4 Replies to “Hiring for a Collaborative Team”

  1. Thanks for this constructive guidance.

    I strongly support your advice to “Involve the Team in the Hiring Process”.

    Many hiring managers in organizations of all sizes and shapes don’t conceive of people working in teams, so it simply doesn’t occur to them to ask for input from the team when hiring.

    As someone working day-to-day on software teams, I appreciate inclusion in team hiring rituals. A team lunch with a potential hire often smokes out valuable intra-personal impressions.

    Sadly, I’ve also worked on teams where the morale is so low that team members have a “whatever” attitude vis-à-vis adding new members to the team. Still, I suspect most would rather be solicited for input than ignored.

    In pursuit of the ideal technology team, I value behavior over technology. A teammate’s sense of humor, composure under pressure, and professional modesty is more an indicator of collaborative success than outstanding programming chops.

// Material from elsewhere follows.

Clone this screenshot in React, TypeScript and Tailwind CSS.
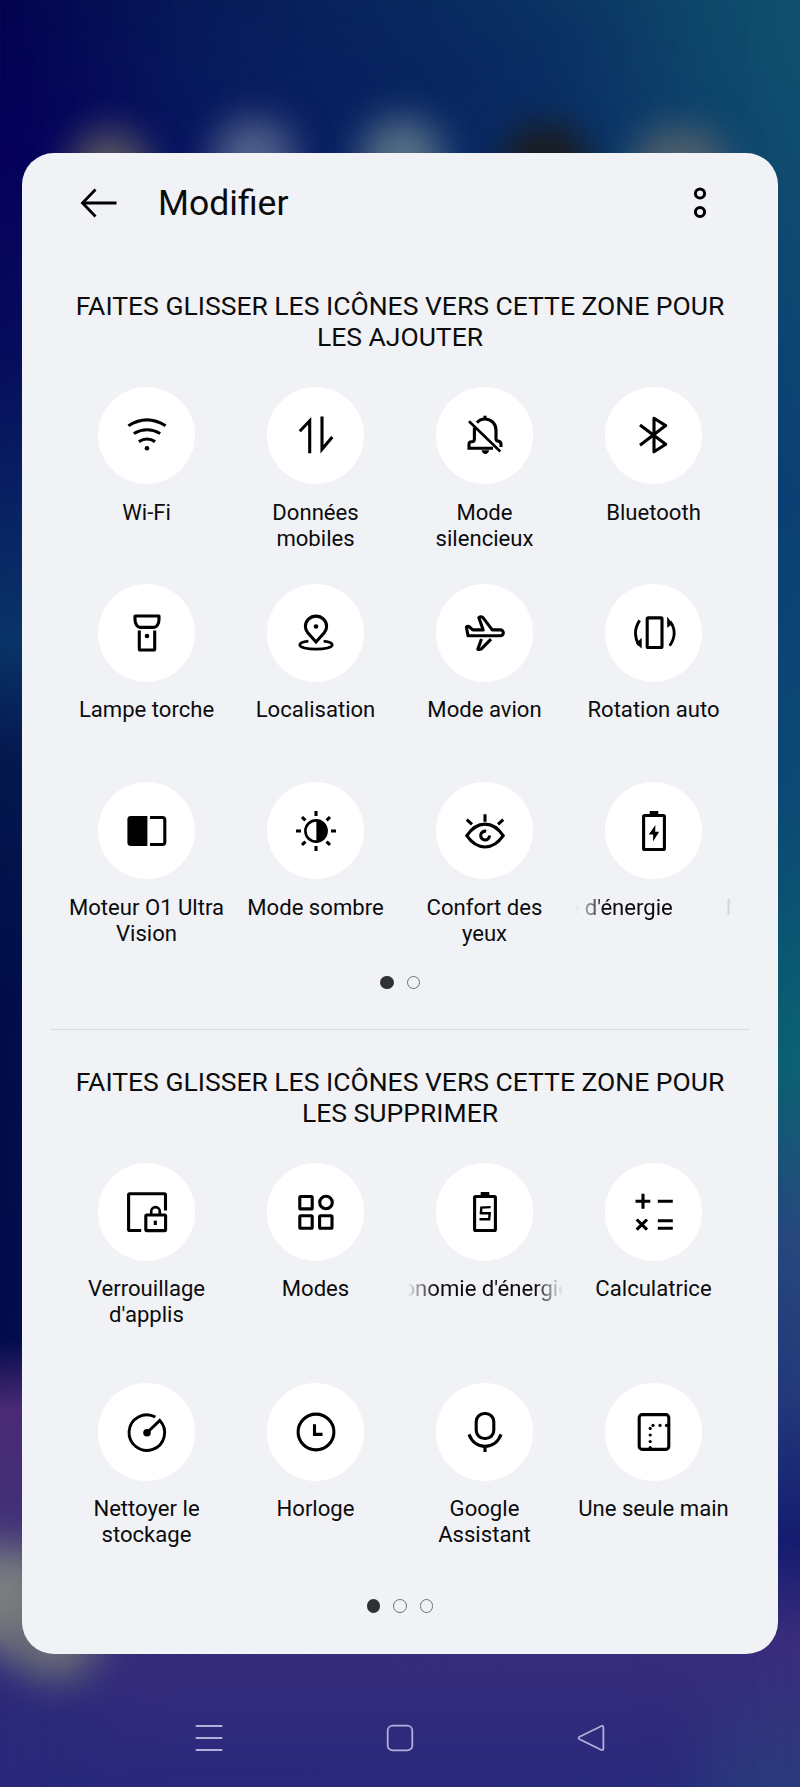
import type { ReactNode } from "react";

type Tile = {
  label: ReactNode;
  icon: ReactNode;
  scrolling?: boolean;
};

// icons are drawn around the origin, on a 48px box
const Icon = ({ children }: { children: ReactNode }) => (
  <svg
    width="48"
    height="48"
    viewBox="-24 -24 48 48"
    fill="none"
    stroke="#000"
    strokeWidth="3.1"
  >
    {children}
  </svg>
);

const Dot = ({ x, y, r = 2.3 }: { x: number; y: number; r?: number }) => (
  <circle cx={x} cy={y} r={r} fill="#000" stroke="none" />
);

const Battery = ({ children }: { children: ReactNode }) => (
  <Icon>
    <path d="M-4.3-20H4.3V-16H-4.3Z" fill="#000" stroke="none" />
    <rect x="-10.4" y="-15.5" width="20.8" height="34" rx="1" />
    {children}
  </Icon>
);

const activeTiles: Tile[] = [
  {
    label: "Wi-Fi",
    icon: (
      <Icon>
        <path d="M-18.6-9.3Q0-20.9 18.6-9.3M-13.2-1.5Q0-8.9 13.2-1.5M-8.1 6.6Q0 1.4 8.1 6.6" />
        <Dot x={0} y={13.3} />
      </Icon>
    ),
  },
  {
    label: "Données\nmobiles",
    icon: (
      <Icon>
        <path d="M-16.2-3.8L-6.3-14.2V18.2M6-18.5V14.2L16.3 2" />
      </Icon>
    ),
  },
  {
    label: "Mode\nsilencieux",
    icon: (
      <Icon>
        <path d="M-16-13.7L15.3 16.5" strokeWidth="2.6" />
        <path d="M0-19.3V-15" />
        <path d="M-8-12.2C-6-14.8-3-16-.2-16C6.2-16 11-11.2 11-5V3.8Q11 5.9 13 6.1Q16 6.6 16 9.2V12" />
        <path d="M-10.6-7.6V4Q-10.6 6.8-13.4 6.8Q-16 6.8-16 9.4V13.2H8" />
        <path d="M-3.5 15.3H4.3Q3.2 19 .4 19Q-2.4 19-3.5 15.3Z" fill="#000" stroke="none" />
      </Icon>
    ),
  },
  {
    label: "Bluetooth",
    icon: (
      <Icon>
        <path d="M-14-10L11.7 9.2L0 16.8V-16.8L11.7-9.4L-14 10.2" strokeLinejoin="round" />
      </Icon>
    ),
  },
  {
    label: "Lampe torche",
    icon: (
      <Icon>
        <path
          d="M-12-17H12V-13.5C12-9 9.5-5.6 7-5.6H-7C-9.5-5.6-12-9-12-13.5Z"
          strokeLinejoin="round"
        />
        <path d="M-7.7-2.5V16Q-7.7 17-6.7 17H6.7Q7.7 17 7.7 16V-2.5" />
        <Dot x={0} y={3} />
      </Icon>
    ),
  },
  {
    label: "Localisation",
    icon: (
      <Icon>
        <path d="M0 9L-8.2-.2C-10-2.4-10.6-4.4-10.6-6.6A10.6 10.3 0 0 1 10.6-6.6C10.6-4.4 10-2.4 8.2-.2Z" />
        <Dot x={0} y={-6.5} />
        <path
          d="M-7.6 8.2C-12.5 8.7-16.2 10.2-16.2 12.1C-16.2 14.4-9 16.2 0 16.2S16.2 14.4 16.2 12.1C16.2 10.2 12.5 8.7 7.6 8.2"
          strokeWidth="2.8"
        />
      </Icon>
    ),
  },
  {
    label: "Mode avion",
    icon: (
      <Icon>
        <path
          d="M-17 2.8L-18.6-6Q-17-7.2-15.8-6.2L-12.2-3.1H-1.8L-6.2-15.4Q-4.2-17-2.2-15.6L7.2-3.1H15.4A2.95 2.95 0 0 1 15.4 2.8Z"
          strokeLinejoin="round"
        />
        <path d="M-3.5 6L-7.2 16.2Q-5.5 16.8-3.6 15.9L6 6.2" strokeLinejoin="round" />
      </Icon>
    ),
  },
  {
    label: "Rotation auto",
    icon: (
      <Icon>
        <rect x="-6.8" y="-15.1" width="14.8" height="29.6" rx="1" />
        <path d="M-14.3-12.6Q-22.4-.5-15 12M15.7 12.8Q24.4 0 16.2-11.5" strokeWidth="2.8" />
        <path
          d="M-12.3 4.8V15.6L-18 10.4ZM13.2-16.5V-5.2L18.6-9Z"
          fill="#000"
          stroke="none"
        />
      </Icon>
    ),
  },
  {
    label: "Moteur O1 Ultra\nVision",
    icon: (
      <Icon>
        <path
          d="M.4-15H-16.2A3.4 3.4 0 0 0-19.6-11.6V11.6A3.4 3.4 0 0 0-16.2 15H.4Z"
          fill="#000"
          stroke="none"
        />
        <path d="M3-13.5H15.4A2.4 2.4 0 0 1 17.8-11.1V11.1A2.4 2.4 0 0 1 15.4 13.5H3" />
      </Icon>
    ),
  },
  {
    label: "Mode sombre",
    icon: (
      <Icon>
        <circle r="10.6" strokeWidth="2.6" />
        <path d="M.4-10.6A10.6 10.6 0 0 1 .4 10.6Z" fill="#000" stroke="none" />
        <path d="M0-20V-15M0 15V20M-20 0H-15M15 0H20M-14-14L-10.6-10.6M14-14L10.6-10.6M-14 14L-10.6 10.6M14 14L10.6 10.6" />
      </Icon>
    ),
  },
  {
    label: "Confort des\nyeux",
    icon: (
      <Icon>
        <path d="M0-16.8V-9.2M-18.2-11.4L-13-6.6M18.2-11.4L13-6.6" />
        <path d="M-18.2 4.7C-8-10.8 8-10.8 18.2 4.7C8 19.7-8 19.7-18.2 4.7Z" />
        <path d="M1.2 .3A4.4 4.4 0 1 0 4.5 4.6" />
      </Icon>
    ),
  },
  {
    label: (
      <>
        <span className="-ml-[8px]">e d'énergie</span>
        <span className="ml-[53px]">M</span>
      </>
    ),
    scrolling: true,
    icon: (
      <Battery>
        <path d="M1.4-6L-5.2 3.6H-.8L-1 10.6L5.2 .8H1.2Z" fill="#000" stroke="none" />
      </Battery>
    ),
  },
];

const availableTiles: Tile[] = [
  {
    label: "Verrouillage\nd'applis",
    icon: (
      <Icon>
        <path d="M-5.8 18.5H-17.3Q-18.4 18.5-18.4 17.4V-17.2Q-18.4-18.3-17.3-18.3H17.4Q18.5-18.3 18.5-17.2V-1.6" />
        <rect x="-1.2" y="3" width="19.8" height="15.6" rx="1" />
        <path d="M4.2 2V-.6A4.2 4.2 0 0 1 12.8-.6V2" strokeWidth="2.6" />
        <path d="M8.3 8.6V13" />
      </Icon>
    ),
  },
  {
    label: "Modes",
    icon: (
      <Icon>
        <rect x="-16.2" y="-15.5" width="12.4" height="12.4" rx="1" />
        <circle cx="10" cy="-9.5" r="6.3" />
        <rect x="-16.2" y="3.8" width="12.4" height="12.4" rx="1" />
        <rect x="3.6" y="3.8" width="12.4" height="12.4" rx="1" />
      </Icon>
    ),
  },
  {
    label: <span className="-ml-[4px]">onomie d'énergie</span>,
    scrolling: true,
    icon: (
      <Battery>
        <path d="M5.6-4.9L-3.7-4.4L-4.1 1.3H4.7L4.2 7.2H-5.5" strokeWidth="2.4" />
      </Battery>
    ),
  },
  {
    label: "Calculatrice",
    icon: (
      <Icon>
        <path d="M-18.5-10.7H-3.7M-11-18.2V-3.2M3.8-10.7H18.8M-17.3 7.5L-7 17.7M-7 7.5L-17.3 17.7M3.8 8.7H18.8M3.8 16.2H18.8" />
      </Icon>
    ),
  },
  {
    label: "Nettoyer le\nstockage",
    icon: (
      <Icon>
        <path d="M8.4-15A17.8 17.8 0 1 0 12.8-11.6L0 .8" strokeWidth="2.9" />
        <Dot x={0} y={0.8} r={3.8} />
      </Icon>
    ),
  },
  {
    label: "Horloge",
    icon: (
      <Icon>
        <circle r="17.9" />
        <path d="M-1.5-7.8V2.4H6.5" />
      </Icon>
    ),
  },
  {
    label: "Google\nAssistant",
    icon: (
      <Icon>
        <rect x="-8.8" y="-18.5" width="17.6" height="25" rx="8.3" />
        <path d="M-16 2.4C-13.2 10 -7 14.4 0 14.4S13.2 10 16 2.4M0 14.4V20" />
      </Icon>
    ),
  },
  {
    label: "Une seule main",
    icon: (
      <Icon>
        <rect x="-14.8" y="-17.4" width="29.6" height="34.8" rx="3" />
        <Dot x={-1} y={-6.6} r={1.6} />
        <Dot x={6} y={-6.6} r={1.6} />
        <Dot x={12.5} y={-6.6} r={1.6} />
        <Dot x={-3.8} y={-3.6} r={1.6} />
        <Dot x={-3.8} y={3} r={1.6} />
        <Dot x={-3.8} y={9.5} r={1.6} />
        <Dot x={-3.8} y={15.5} r={1.6} />
      </Icon>
    ),
  },
];

const TileItem = ({ tile }: { tile: Tile }) => (
  <div className="flex flex-col items-center">
    <div className="flex size-[97.5px] items-center justify-center rounded-full bg-white">
      {tile.icon}
    </div>
    {tile.scrolling ? (
      <div className="mt-[14.5px] flex w-[156px] overflow-hidden whitespace-nowrap text-[22.1px] leading-[26px] [mask-image:linear-gradient(to_right,transparent,black_28px,black_128px,transparent)]">
        {tile.label}
      </div>
    ) : (
      <div className="mt-[14.5px] whitespace-pre text-center text-[22.1px] leading-[26px]">
        {tile.label}
      </div>
    )}
  </div>
);

const Pager = ({ count }: { count: number }) => (
  <div className="flex justify-center gap-[13px]">
    {Array.from({ length: count }, (_, i) => (
      <span
        key={i}
        className={
          i === 0
            ? "size-[13.5px] rounded-full bg-[#303133]"
            : "size-[13.5px] rounded-full border border-[#6f7072]"
        }
      />
    ))}
  </div>
);

const SectionTitle = ({ children }: { children: ReactNode }) => (
  <h2 className="whitespace-pre text-center text-[26.5px] leading-[31px]">{children}</h2>
);

const Wallpaper = () => (
  <div className="absolute inset-0 overflow-hidden">
    <div className="absolute inset-0 bg-[linear-gradient(180deg,#040450_0px,#06005c_150px,#070c5c_350px,#0a3468_640px,#05174e_760px,#020d48_1000px,#030c4c_1340px,#4c2a76_1410px,#443078_1500px,#2f2a7a_1660px,#28287c_1787px)]" />
    <div className="absolute inset-0 bg-[linear-gradient(180deg,#10526e_0px,#0f4a70_200px,#0b4074_500px,#0c4a74_800px,#0a6272_1060px,#28487e_1240px,#22397a_1400px,#141c70_1540px,#3a2c7c_1640px,#2a3a7c_1787px)] [mask-image:linear-gradient(to_right,transparent,black)]" />
    <div className="absolute top-0 left-[150px] h-[150px] w-[450px] bg-[#07225f]/60 blur-3xl" />
    <div className="absolute top-[1640px] left-[100px] h-[170px] w-[600px] bg-[linear-gradient(180deg,#3a2d7b,#25277c)] blur-xl" />
    <div className="absolute top-[130px] left-[70px] size-[80px] rounded-full bg-[#5a5560] blur-[18px]" />
    <div className="absolute top-[118px] left-[212px] size-[84px] rounded-full bg-[#52608a] blur-[18px]" />
    <div className="absolute top-[118px] left-[360px] size-[84px] rounded-full bg-[#567086] blur-[18px]" />
    <div className="absolute top-[124px] left-[502px] size-[88px] rounded-full bg-[#1a1a1a] blur-[18px]" />
    <div className="absolute top-[128px] left-[632px] h-[84px] w-[96px] rounded-full bg-[#50606c] blur-[18px]" />
    <div className="absolute top-[1545px] -left-[50px] h-[105px] w-[110px] rounded-full bg-[#7b8080] blur-[20px]" />
    <div className="absolute top-[1590px] left-[10px] h-[90px] w-[90px] rounded-full bg-[#6e7276] blur-[20px]" />
  </div>
);

const App = () => {
  return (
    <div className="relative h-[1787px] w-[800px] overflow-hidden font-[Roboto,sans-serif] text-[#0c0c0d]">
      <Wallpaper />
      <div className="relative flex h-full flex-col px-[22px] pt-[153px]">
        <main className="h-[1501px] rounded-[32px] bg-[#f0f2f6]">
          <header className="flex h-[100px] items-center pr-[71px] pl-[58px]">
            <svg width="37" height="30" viewBox="0 0 37 30" fill="none" stroke="#000" strokeWidth="2.8">
              <path d="M15.5 1.5L2.5 15L15.5 28.5M2.5 15H36.5" />
            </svg>
            <h1 className="ml-[41px] text-[35.5px] leading-10">Modifier</h1>
            <svg
              className="ml-auto"
              width="14"
              height="32"
              viewBox="0 0 14 32"
              fill="none"
              stroke="#000"
              strokeWidth="3"
            >
              <circle cx="7" cy="6.5" r="4.6" />
              <circle cx="7" cy="25" r="4.6" />
            </svg>
          </header>

          <section className="px-10 pt-[37px]">
            <SectionTitle>{"FAITES GLISSER LES ICÔNES VERS CETTE ZONE POUR\nLES AJOUTER"}</SectionTitle>
            <div className="mt-[34.5px] grid h-[589px] grid-cols-4 grid-rows-[197.7px_197.7px_1fr]">
              {activeTiles.map((tile, i) => (
                <TileItem key={i} tile={tile} />
              ))}
            </div>
            <Pager count={2} />
          </section>

          <hr className="mx-7 mt-10 border-[#d9dbdf]" />

          <section className="px-10 pt-9">
            <SectionTitle>{"FAITES GLISSER LES ICÔNES VERS CETTE ZONE POUR\nLES SUPPRIMER"}</SectionTitle>
            <div className="mt-[35px] grid h-[436px] grid-cols-4 grid-rows-[220px_1fr]">
              {availableTiles.map((tile, i) => (
                <TileItem key={i} tile={tile} />
              ))}
            </div>
            <Pager count={3} />
          </section>
        </main>

        <nav className="flex flex-1 items-center justify-center gap-[163px] pt-[35px]">
          <svg width="28" height="28" viewBox="0 0 28 28" fill="none" stroke="#b3b0d9" strokeWidth="2">
            <path d="M.7 2H27.3M.7 14H27.3M.7 26H27.3" />
          </svg>
          <svg width="28" height="28" viewBox="0 0 28 28" fill="none" stroke="#b3b0d9" strokeWidth="1.8">
            <rect x="1.7" y="1.7" width="24.6" height="24.6" rx="5" />
          </svg>
          <svg width="28" height="28" viewBox="0 0 28 28" fill="none" stroke="#b3b0d9" strokeWidth="1.8">
            <path d="M24 2.2Q26.4 1 26.4 4V24Q26.4 27 24 25.8L2.6 15.3Q.4 14 2.6 12.7Z" />
          </svg>
        </nav>
      </div>
    </div>
  );
};

export default App;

  2. One thing that managers overlook when they exclude the team from the hiring process is the power of ownership. When the team has participated in choosing the new person, they have a vested interest in integrating the new person into the team and helping him succeed.

    When the manager is the only one involved, he’s the one with the most ownership, but with limited ability to help the new person fit in day-to-day. The manager also has the most emotional investment in seeing his new hire succeed, so he may be inclined to overlook or brush off problems. Because to admit the person isn’t working out is to admit his mistake.

    Of course, the same dynamic can work be at work for the team when they are involved. But it’s less likely all the members of the team will protect, and they have the manager as someone who (in theory at least) can help navigate the situation.

    On a darker note, not involving the team in hiring is another way that managers exert power. Though I doubt most of them think of it that way.